Service oriented architectures had a secondary indirect impact on the data center, which in turn had a reflective impact on application development paradigms. Data centers had been around almost as long as stand-alone computers. Over time and in an effort to add value, data center providers converted many of their single tenant facilities into collocation facilities that housed multiple companies’s computer systems.
Taking advantage of flexible API architectures and cheap collocation space, a new generation of companies emerged. Software as a Service (SaaS) was born. By the early 2000s, the price of bandwidth was dropping, and these new companies offered their products as a service over a public internet that was quickly becoming ubiquitous. It wasn’t long before these companies started taking advantage of the low latency afforded by data centers to create composite cloud applications.
Almost overnight, new application vendors raced to expose their functionality in the form of APIs. The era of Cloud was emerging. But, what about the mainstream enterprises who had not been born as a service in the cloud? Unlike the largely-open architected cloud applications, these companies had robust broad-scale business models that relied on complex systems housed in private data centers protected by layers of firewalls and other security measures. The core mainframe computer systems of these enterprises held vast wealth in terms of information; information that was isolated from the new world of cloud applications.
Slowly, these established enterprises (banks, retailers, healthcare, transportation, and other vendors) started catching on to the need for them to modernize and play within the broader ecosystem of companies that were thriving in the cloud space. Some of these large enterprises squandered fortunes attempting to migrate away from their core systems to infrastructures and architectures that were being used to build SaaS and Cloud services, using languages that new generations of programmers favored.
After the short-era of failed migration attempts, established companies started to produce purpose-built, expensive, hard-coded APIs that could integrate with the new generations of web and mobile applications that were quickly emerging.
These first generation of APIs were expensive to produce and inflexible. Much like point-to-point interfaces of previous generations, any change to the APIs required a dedicated project to update API requirements. Often, by the time that the API was built, a new set of requirements had already been aggregated for the next API rewrite.
Worse, these established companies were forced with the need to write and rewrite APIs during a massive upheaval in the labor markets, as new developers flocked to the cloud space. This new generation of programmers shunned COBOL, PL1, and assembly language in favor of new programming languages like C#, Javascript, Swift, & Python. This labor shortage for mainframe systems created a backlog of skilled resources to write and maintain APIs, leading to a severe backlog in API creation within the modern enterprise, albeit a shortage that is often unrecognized by developers working in those fields.
A threefold solution is already emerging. First, the hybrid cloud architectures are needed to provide a quick channel to expose enterprise functionality to the outside cloud ecosystem. Second, new ways of quickly developing and modifying API’s in a labor constrained market are emerging. These tools accelerate, standardize, and orchestrate the creation of APIs into core mainframe systems (products like GT Software’s Ivory). Third, as APIs were becoming so numerous and commonplace, API ecosystem products are emerging to manage all of the APIs of a company (products like Mulesoft).

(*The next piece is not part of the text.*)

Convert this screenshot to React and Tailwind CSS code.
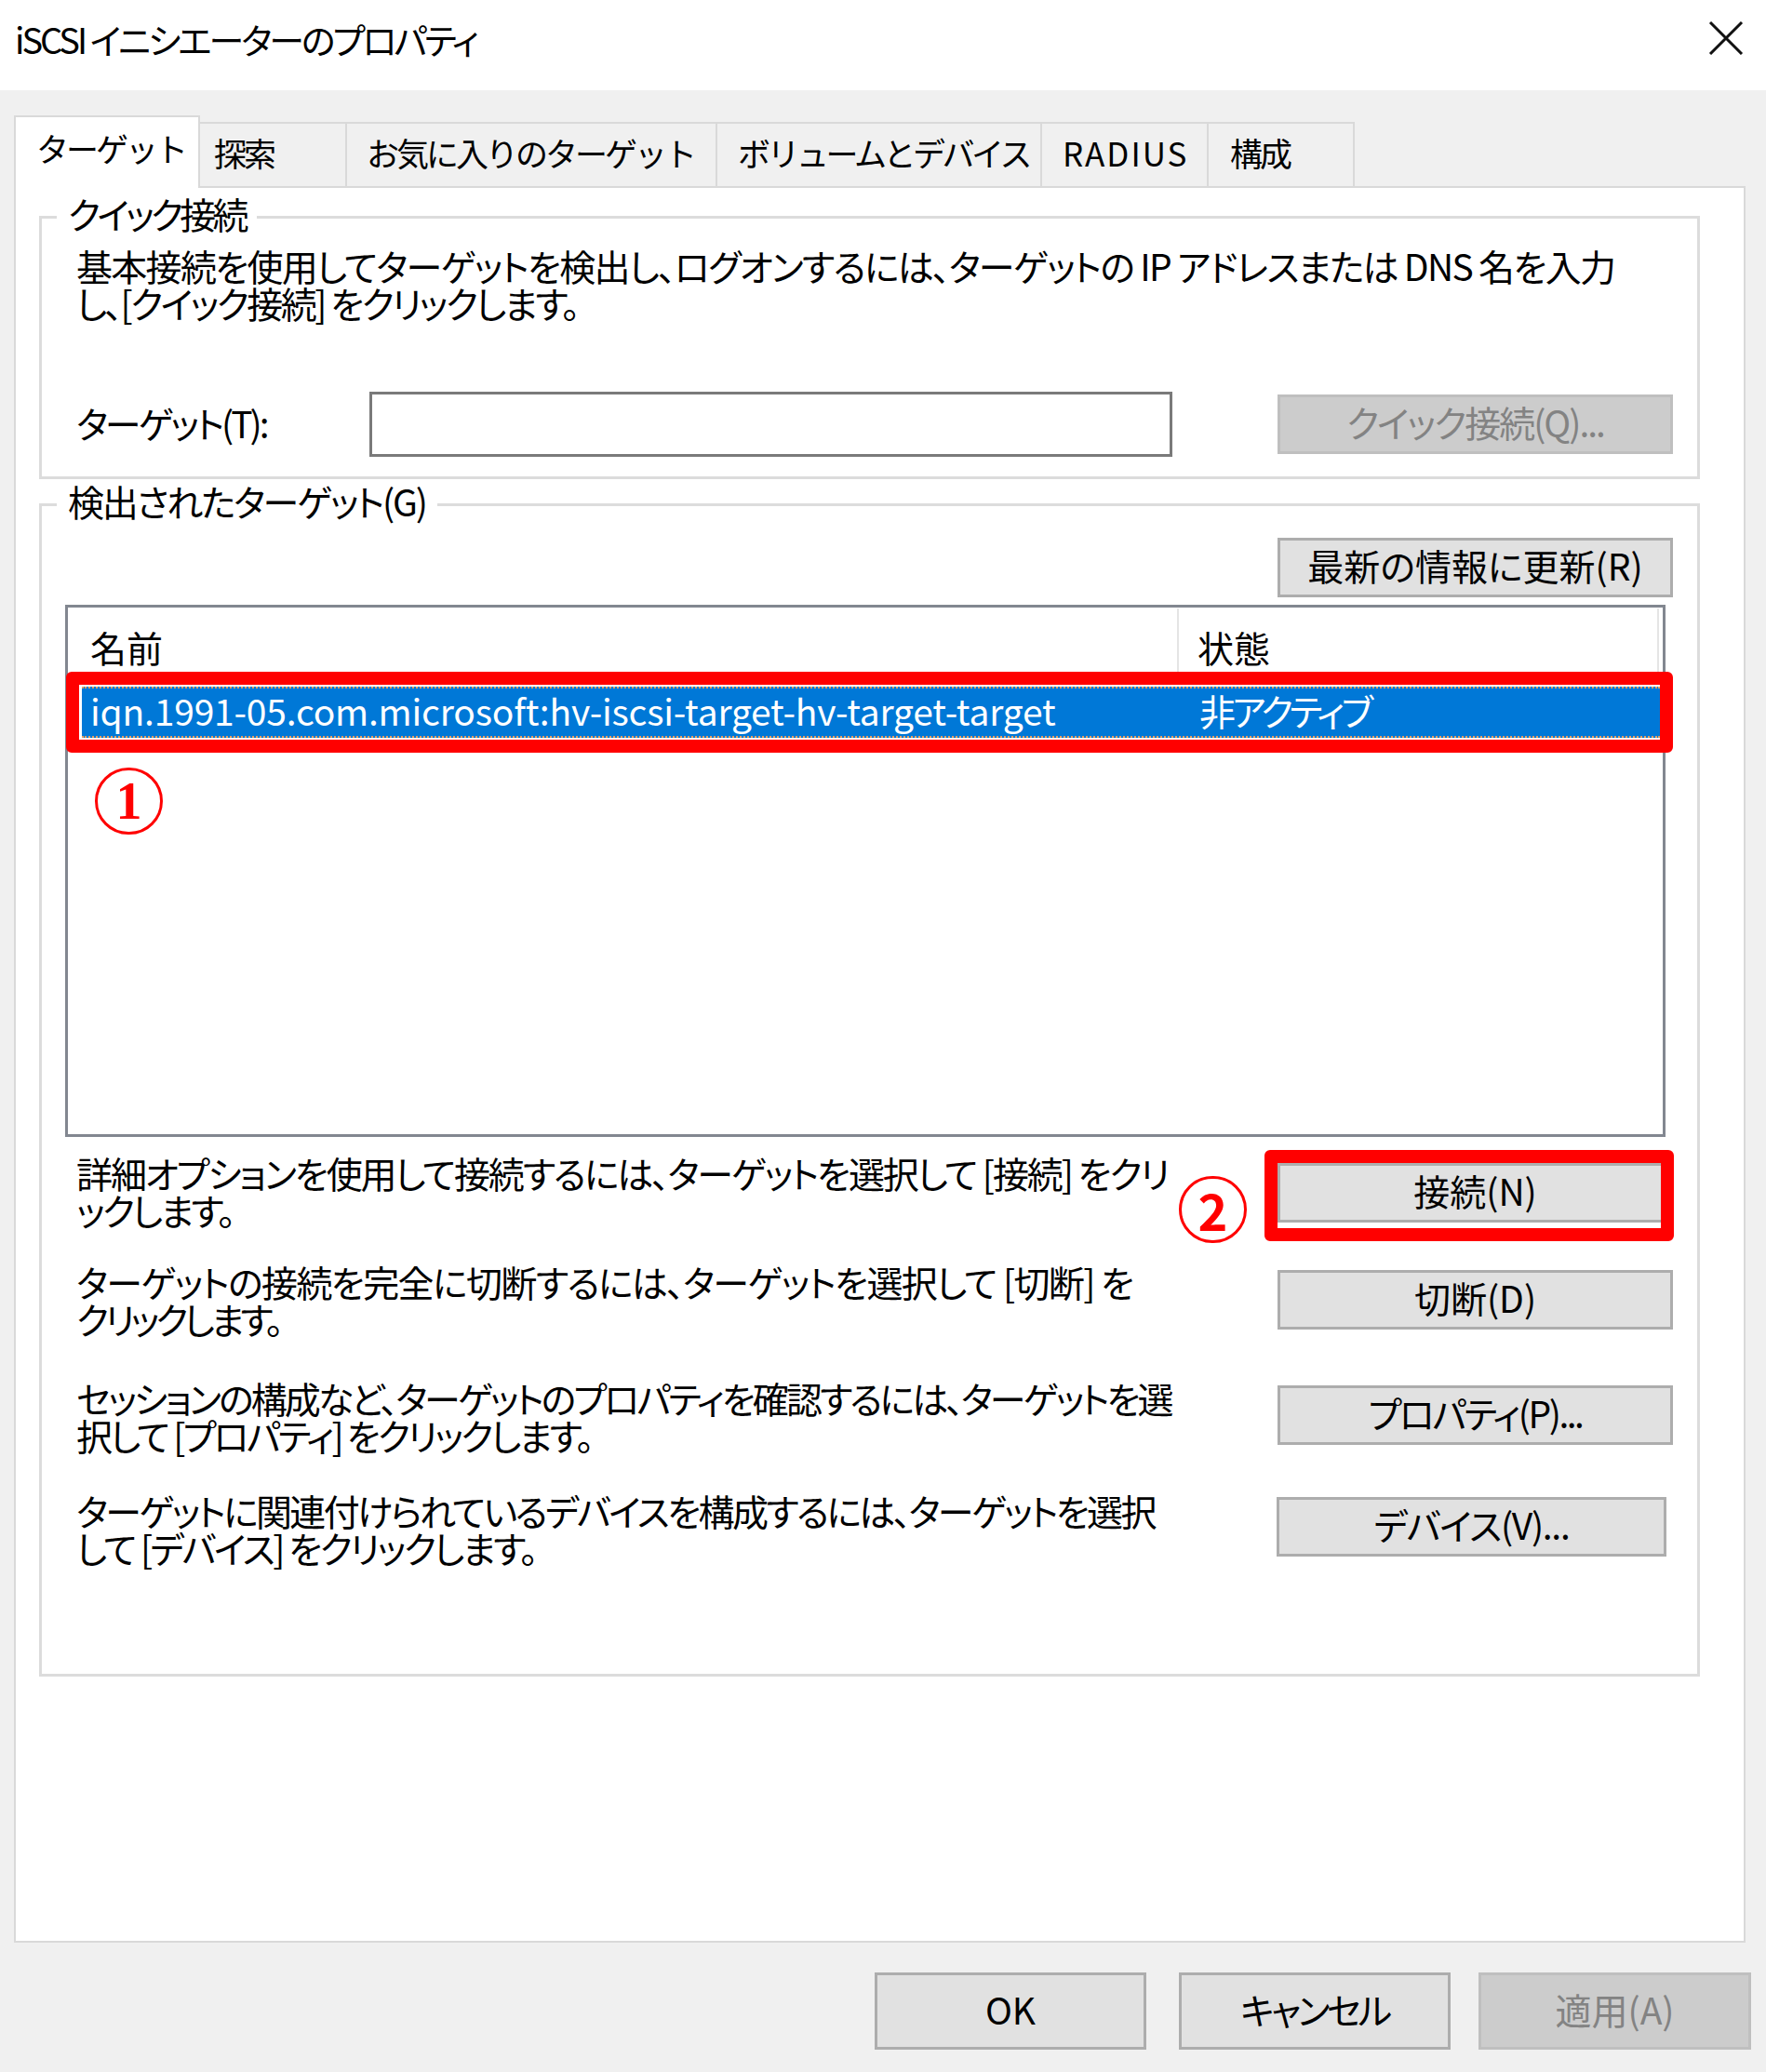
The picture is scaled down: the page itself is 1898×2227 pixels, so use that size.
const jp = "font-['Noto_Sans_CJK_JP',sans-serif] [font-feature-settings:'palt']";

const Tab = ({ label, width, pl, active, tr = "tracking-[-3px]" }) =>
  active ? (
    <div
      className={`relative z-10 -mb-[2px] h-[78px] bg-white border-2 border-b-0 border-[#d9d9d9] pt-[13px] whitespace-nowrap ${tr} ${width} ${pl}`}
    >
      {label}
    </div>
  ) : (
    <div
      className={`h-[69px] bg-[#f0f0f0] border-2 border-l-0 border-b-0 border-[#d9d9d9] pt-[11px] whitespace-nowrap ${tr} ${width} ${pl}`}
    >
      {label}
    </div>
  );

const Button = ({ children, className = "", disabled, tr = "tracking-[0px]" }) => (
  <div
    className={`flex items-center justify-center h-[64px] pb-[6px] border-[3px] whitespace-nowrap ${tr} ${
      disabled
        ? "bg-[#cccccc] border-[#bfbfbf] text-[#838383]"
        : "bg-[#e1e1e1] border-[#adadad] text-black"
    } ${className}`}
  >
    {children}
  </div>
);

const Circle = ({ children, className = "" }) => (
  <div
    className={`w-[73px] h-[72px] rounded-full border-[3px] border-[#ff0000] flex items-center justify-center text-[#ff0000] font-bold leading-none tracking-[0px] ${className}`}
  >
    {children}
  </div>
);

// each line: [text, tracking class]
const Para = ({ lines }) => (
  <div className="whitespace-nowrap">
    {lines.map(([t, tr]) => (
      <div key={t} className={tr}>
        {t}
      </div>
    ))}
  </div>
);

const App = () => {
  return (
    <div
      className={`w-[1898px] h-[2227px] overflow-hidden bg-[#f0f0f0] text-black text-[39px] leading-[40px] ${jp}`}
    >
      {/* title bar */}
      <div className="h-[97px] bg-white flex items-center justify-between pl-[16px] pr-[24px]">
        <span className="text-[38px] tracking-[-3px] pb-[14px]">iSCSI イニシエーターのプロパティ</span>
        <svg width="38" height="36" viewBox="0 0 38 36" className="mb-[15px]">
          <path d="M2 1 L36 35 M36 1 L2 35" stroke="#111" strokeWidth="3" fill="none" />
        </svg>
      </div>

      <div className="pl-[15px] pr-[16px] pt-[27px]">
        {/* tabs */}
        <div className="flex items-end h-[76px] text-[35px] [font-feature-settings:normal]">
          <Tab label="ターゲット" width="w-[200px]" pl="pl-[22px]" active />
          <Tab label="探索" width="w-[158px]" pl="pl-[15px]" />
          <Tab label="お気に入りのターゲット" width="w-[398px]" pl="pl-[21px]" />
          <Tab label="ボリュームとデバイス" width="w-[349px]" pl="pl-[22px]" tr="tracking-[-3.5px]" />
          <Tab label="RADIUS" width="w-[179px]" pl="pl-[22px]" tr="tracking-[2px]" />
          <Tab label="構成" width="w-[157px]" pl="pl-[23px]" />
        </div>

        {/* panel */}
        <div className="w-[1861px] h-[1888px] bg-white border-2 border-[#d9d9d9] pl-[25px] pr-[47px] pt-[7px]">
          <fieldset className="border-[3px] border-[#dcdcdc]">
            <legend className="ml-[16px] px-[12px] pb-[8px] tracking-[-3.7px]">クイック接続</legend>
            <div className="pl-[37px] pt-[8px] pb-[21px]">
              <Para
                lines={[
                  [
                    "基本接続を使用してターゲットを検出し、ログオンするには、ターゲットの IP アドレスまたは DNS 名を入力",
                    "tracking-[-1.7px]",
                  ],
                  ["し、[クイック接続] をクリックします。", "tracking-[-2.5px]"],
                ]}
              />
              <div className="flex items-center mt-[76px]">
                <div className="w-[315px] pb-[5px] whitespace-nowrap tracking-[-3px]">ターゲット(T):</div>
                <div className="w-[863px] h-[70px] border-[3px] border-[#7a7a7a] bg-white" />
                <Button disabled tr="tracking-[-2px]" className="ml-[113px] w-[425px]">
                  クイック接続(Q)...
                </Button>
              </div>
            </div>
          </fieldset>

          <fieldset className="mt-[3px] border-[3px] border-[#dcdcdc]">
            <legend className="ml-[16px] px-[12px] pb-[8px] tracking-[-2.2px]">検出されたターゲット(G)</legend>
            <div className="pl-[25px] pr-[26px] pt-[12px] pb-[116px]">
              <div className="flex justify-end">
                <Button className="w-[425px]">最新の情報に更新(R)</Button>
              </div>

              {/* list view */}
              <div className="mt-[8px] mr-[8px] h-[572px] border-[3px] border-[#828790] bg-white">
                <div className="flex h-[82px] pt-[1px]">
                  <div className="w-[1194px] flex items-center pl-[24px] border-r-2 border-[#e5e5e5]">
                    名前
                  </div>
                  <div className="w-[516px] flex items-center pl-[20px] border-r-2 border-[#e5e5e5]">
                    状態
                  </div>
                </div>
                <div className="relative mt-[3px] ml-[15px] mr-[3px] h-[55px] pb-[5px] bg-[#0078d7] text-white flex items-center border-y-2 border-dotted border-[#e9a060] whitespace-nowrap">
                  <div className="w-[1201px] pl-[9px] tracking-[-0.2px]">
                    iqn.1991-05.com.microsoft:hv-iscsi-target-hv-target-target
                  </div>
                  <div className="tracking-[-3.8px]">非アクティブ</div>
                  <div className="absolute -left-[17px] -right-[14px] -top-[18px] -bottom-[18px] border-[14px] border-[#ff0000] rounded-[6px]" />
                </div>
                <Circle className="ml-[29px] mt-[32px] text-[56px] font-['Liberation_Serif',serif]">
                  1
                </Circle>
              </div>

              {/* action rows */}
              <div className="relative flex justify-between pl-[12px] mt-[18px]">
                <Para
                  lines={[
                    [
                      "詳細オプションを使用して接続するには、ターゲットを選択して [接続] をクリ",
                      "tracking-[-2.1px]",
                    ],
                    ["ックします。", "tracking-[-2.8px]"],
                  ]}
                />
                <div className="relative mt-[10px] w-[425px]">
                  <Button>接続(N)</Button>
                  <div className="absolute -left-[14px] -right-[1px] -top-[14px] -bottom-[14px] border-[14px] border-[#ff0000] rounded-[6px]" />
                </div>
                <Circle className="absolute left-[1197px] top-[24px] text-[54px]">2</Circle>
              </div>

              <div className="flex justify-between pl-[12px] mt-[37px]">
                <Para
                  lines={[
                    [
                      "ターゲットの接続を完全に切断するには、ターゲットを選択して [切断] を",
                      "tracking-[-1.6px]",
                    ],
                    ["クリックします。", "tracking-[-4.2px]"],
                  ]}
                />
                <Button className="mt-[8px] w-[425px]">切断(D)</Button>
              </div>

              <div className="flex justify-between pl-[12px] mt-[45px]">
                <Para
                  lines={[
                    [
                      "セッションの構成など、ターゲットのプロパティを確認するには、ターゲットを選",
                      "tracking-[-2.9px]",
                    ],
                    ["択して [プロパティ] をクリックします。", "tracking-[-2.8px]"],
                  ]}
                />
                <Button tr="tracking-[-2.5px]" className="mt-[7px] w-[425px]">
                  プロパティ(P)...
                </Button>
              </div>

              <div className="flex justify-between pl-[12px] mt-[41px]">
                <Para
                  lines={[
                    [
                      "ターゲットに関連付けられているデバイスを構成するには、ターゲットを選択",
                      "tracking-[-2.6px]",
                    ],
                    ["して [デバイス] をクリックします。", "tracking-[-2.5px]"],
                  ]}
                />
                <Button tr="tracking-[-1.3px]" className="mt-[6px] mr-[7px] w-[419px]">
                  デバイス(V)...
                </Button>
              </div>
            </div>
          </fieldset>
        </div>

        {/* dialog buttons */}
        <div className="flex justify-end mt-[32px]">
          <Button className="w-[292px] h-[83px]">OK</Button>
          <Button tr="tracking-[-3.4px]" className="ml-[35px] w-[292px] h-[83px]">
            キャンセル
          </Button>
          <Button disabled className="ml-[30px] w-[293px] h-[83px]">
            適用(A)
          </Button>
        </div>
      </div>
    </div>
  );
};

export default App;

Instead of the code and effort intensive methods used for the first generation of API development, these new graphical and code-free tools are making API development 5-8 times faster than via the code intensive methods of first generation API development. API management suites can manage the creation and automate the deployment of hundreds or thousands of APIs. In a labor constrained market, these new technologies will be vital not only to the the modern IT department but to the business as a whole. Tools offering significant advantages become a competitive differentiator to enterprises who adopt those technologies.
Often, the challenge organizations face is overcoming the inertia of accomplishing work, recognizing that there are better tools out there, and making the decision to adopt new technology.
So important is the play into hybrid cloud and its ancillary technologies that it is a popular rationale given for the recent purchase of Red Hat by IBM – it’s a play to keep the mainframe at the center of the hybrid cloud and to move traditional businesses natively into the cloud. Similarly important are these second generation tools that can quickly and flexibly help integrate the public and private clouds into a seamless environment.
Companies and Systems Integrators (SIs) who tool up with the correct technologies will be the ones who will outpace and out-compete the laggards. A sea change in the API revolution is just over the horizon, and those companies which are positioned correctly will be the ones to capitalize on the Second API Revolution that Hybrid Cloud will bring.